Because Marco Rubio got generally high marks in last Tuesday’s debate, his positions should be closely scrutinized. There are two other real conservatives in the race, Ted Cruz and Rand Paul, and one of them might be a better choice. For conservatives.
In his answer to the first question, which was about the minimum wage, Senator Rubio said: “If I thought that raising the minimum wage was the best way to help people increase their pay, I would be all for it, but it isn’t.” Really?
At first hearing, that may seem like a good answer, but in fact it’s like the first sip on a hot summer day of a cold, but third-rate, white wine. What Rubio needed was the fruit of a little more philosophical reflection, which he should have done before going on stage to debate, perhaps even before going to the Senate. Henry Kissinger said, famously, that you have to do your thinking before you go to Washington. When you get there, there isn’t time to accumulate intellectual capital; you’re too busy spending it. (Messrs. Trump and Carson, please note.)
Rubio’s answer was correct: the minimum wage should not be raised. But his apparent reasoning was wrong.
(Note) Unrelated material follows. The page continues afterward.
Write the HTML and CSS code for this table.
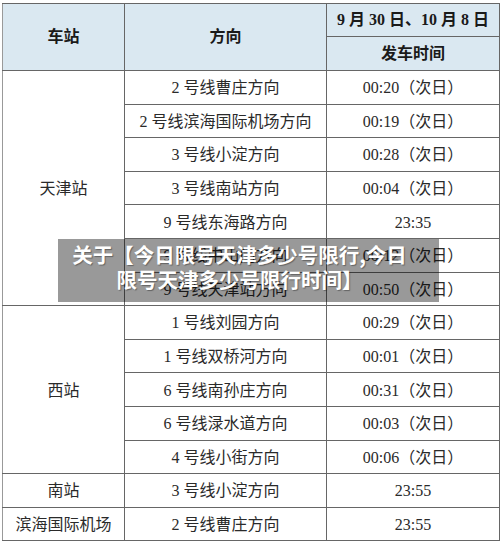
FILE: index.html
```html
<!DOCTYPE html>
<html lang="zh-CN">
<head>
<meta charset="utf-8">
<link rel="stylesheet" href="styles.css">
</head>
<body>
<div class="wrap">
  <table class="tt">
    <colgroup><col class="c1"><col class="c2"><col class="c3"></colgroup>
    <thead>
      <tr class="h1">
        <th rowspan="2" class="hd">车站</th>
        <th rowspan="2" class="hd">方向</th>
        <th class="hd date">9 月 30 日、10 月 8 日</th>
      </tr>
      <tr class="h2"><th class="hd">发车时间</th></tr>
    </thead>
    <tbody>
      <tr><td rowspan="7" class="st">天津站</td><td>2 号线曹庄方向</td><td>00:20（次日）</td></tr>
      <tr><td>2 号线滨海国际机场方向</td><td>00:19（次日）</td></tr>
      <tr><td>3 号线小淀方向</td><td>00:28（次日）</td></tr>
      <tr><td>3 号线南站方向</td><td>00:04（次日）</td></tr>
      <tr><td>9 号线东海路方向</td><td>23:35</td></tr>
      <tr><td>9 号线中山门方向</td><td>00:12（次日）</td></tr>
      <tr><td>9 号线天津站方向</td><td>00:50（次日）</td></tr>
      <tr><td rowspan="5" class="st">西站</td><td>1 号线刘园方向</td><td>00:29（次日）</td></tr>
      <tr><td>1 号线双桥河方向</td><td>00:01（次日）</td></tr>
      <tr><td>6 号线南孙庄方向</td><td>00:31（次日）</td></tr>
      <tr><td>6 号线渌水道方向</td><td>00:03（次日）</td></tr>
      <tr><td>4 号线小街方向</td><td>00:06（次日）</td></tr>
      <tr><td class="st">南站</td><td>3 号线小淀方向</td><td>23:55</td></tr>
      <tr><td class="st">滨海国际机场</td><td>2 号线曹庄方向</td><td>23:55</td></tr>
    </tbody>
  </table>
  <div class="overlay">关于【今日限号天津多少号限行,今日<br>限号天津多少号限行时间】</div>
</div>
</body>
</html>
```

FILE: styles.css
```css
html, body {
  margin: 0;
  padding: 0;
  background: #fff;
}
.wrap {
  position: relative;
  padding: 3px 0 0 2px;
  width: 500px;
  box-sizing: border-box;
}
.tt {
  border-collapse: collapse;
  width: 497px;
  table-layout: fixed;
  font-family: "Liberation Serif", "Noto Sans CJK SC", serif;
  font-size: 16px;
  color: #2a2a2a;
}
.c1 { width: 122px; }
.c2 { width: 202px; }
.c3 { width: 173px; }
.tt th, .tt td {
  border: 1px solid #666;
  text-align: center;
  vertical-align: middle;
  padding: 0;
  line-height: 18px;
}
.tt th:first-child, .tt td.st {
  border-left-color: #999;
}
.hd {
  background: #dae8f1;
  font-weight: bold;
  font-size: 16px;
  color: #1a1a1a;
}
.h1 { height: 33px; }
.h2 { height: 34px; }
.tt tbody tr { height: 33.6px; }
.tt tbody td { padding-top: 2px; }
.overlay {
  position: absolute;
  left: 58px;
  top: 239px;
  width: 381px;
  height: 63px;
  box-sizing: border-box;
  padding: 3px 18px 0 0;
  background: rgba(0, 0, 0, 0.4);
  color: #fff;
  font-family: "Noto Sans CJK SC", sans-serif;
  font-weight: bold;
  font-size: 20.5px;
  line-height: 25px;
  text-align: center;
  text-shadow: 1px 1px 1px rgba(0, 0, 0, 0.35);
}
```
Even if requiring payment of a minimum wage would help a particular employee, why should an employer be required by government to spend his money helping, as distinguished from employing, a person? The point, and the correct answer, is: There shouldn’t be a minimum wage.
Employers ought to be free to pay their employees whatever they want to pay them—and whatever they need to pay them in order to get them to work. They have no obligation to be welfare providers.
And that’s a better answer structurally, too, because the same case can be made, mutatis mutandis, against probably thousands, or tens of thousands, of regulations imposed on businesses by the federal government. People ought to be free from all but the most necessary regulations.
The issue is freedom, not just, as Rubio puts it, “what works.” What, after all, is America all about? The answer to that question is the title of a book by the late M. Stanton Evans, one of the founders of the conservative movement: The Theme Is Freedom.
The case against a minimum wage is the same case that can be made for school choice. Parents ought to be free to choose what schools their children go to, not because their children will necessarily get a better education, nor even because Americans will then be able to beat the wily Japanese, whom God has put on earth for that purpose. Parents ought to be free to choose their children’s school because: parents ought to be free to choose their children’s school.
All this may seem to some like a quibble: C’mon, you know what Senator Rubio meant. The question was about the minimum wage, and he opposed it.
But his reasoning is important, because, as the philosopher Richard Weaver said, ideas have consequences.
Later the same evening, we should digress to note, Rubio took an oblique swipe at philosophers: “We need more welders and less [sic] philosophers.” In fact, what we probably need is more philosophers. But not every student can or should study philosophy. Some will profit more by learning a trade. On that point the senator was certainly correct.
But the consequence of Senator Rubio’s reasoning, if there was any, on the minimum wage also has led him to propose, for families with children, a trillion-dollar refundable tax credit—i.e., even people who haven’t paid taxes receive cash from the government. We must assume he thinks that proposal “will work.” Listen to the senator’s utilitarianism: “It is expensive to raise children in the 21st century, and families that are raising children are raising the future taxpayers of the United States….” Really?
If that’s true, let’s be even more utilitarian. Some of those children will be better taxpayers than others; and—this is important—we know which ones they are. They are the children who grow up in families with both a mother and a father in the house.
So here’s a proposal that “will work” even better than the senator’s: structure the refundable tax credit so that intact families get more than single-parent families (unless the single parent is a widow or widower). That would (in theory) encourage parents to stick together and raise better taxpayers.
But who’s going to pay for that program? Whose freedom is going to be curtailed in order to fund the senator’s centrally planned trillion-dollar program? And if a trillion-dollar program actually did work, how would we ever keep it from becoming a three-trillion-dollar program? Do I hear five trillion?
Better — more conservative, at least—to lower taxes and trust the people to use their freedom to make America great.
Better, Marco Rubio, to spend a little more time thinking about the philosophy of governing. If you can.